The boiling effect on the cyanogenic content of the cassava leaves also demonstrated in another study. The investigation is based on the altering the surface area of the leaves and pounding and soaking the leaves or combination of those two prior to cooking. The increasing of the boiling time from 10 minutes to 25 minutes reduces the cyanide level of the leaves. Furthermore, reduction of cyanogenic compounds in pounded leaves is higher than the unpounded leaves. This is due to the Area/Volume ratio of the unpounded leaves may inhibit the enzymatic reaction in contrast to the pounded leaves [21]. Pounding of leaves leads to the rupturing cells, stimulating the enzymatic reaction by direct contact with the substrate and the enzyme [22].

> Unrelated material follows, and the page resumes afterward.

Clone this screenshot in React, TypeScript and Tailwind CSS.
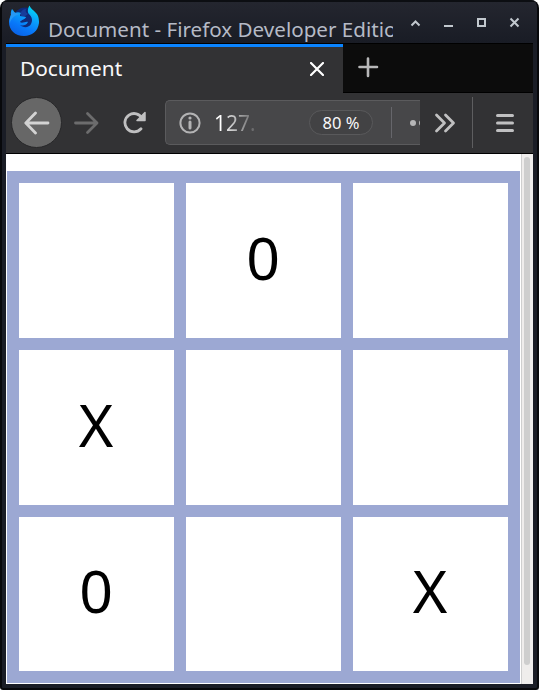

The use of traditional methods such as soaking, boiling, chipping, soaking, fermentation, cooking, steaming, drying and roasting, lead the enzyme linamerase to expose to the cyanogenic compounds and release free cyanide (HCN and cyanouric acid) and detoxification is occurred by dissolving HCN and escaping them into air [23]. Though the traditional processing methods can reduce the cyanide content to a certain level, it may not remove all the toxicity. But the genetic engineering has proven the greater potential to remove the cyanogenic toxicity [24,25].

Conclusion

Leaves of Manihot esculanta is a rich protein source as well as consist with carbohydrate, beta carotene, vitamin C, B1, B2, other micro and macro nutrient elements which is able to full fill the nutrient requirement of humans. Cultivar, part of the plant, harvesting period, soil fertility, age (maturity period) and the drying temperature determine the nutrient content of cassava leaves. The nutrient content of cassava is limited by the presence of high amount of anti-nutrients, fiber, cyanide, tannin and phytin in the leaves. The presence of cynogenic compound in cassava leaves results chronic and acute health disorders. According to the literature, different processing methods of cassava leaves can affect the cynogenic toxicity of cassava leaves than the prevailing traditional processing method of cassava.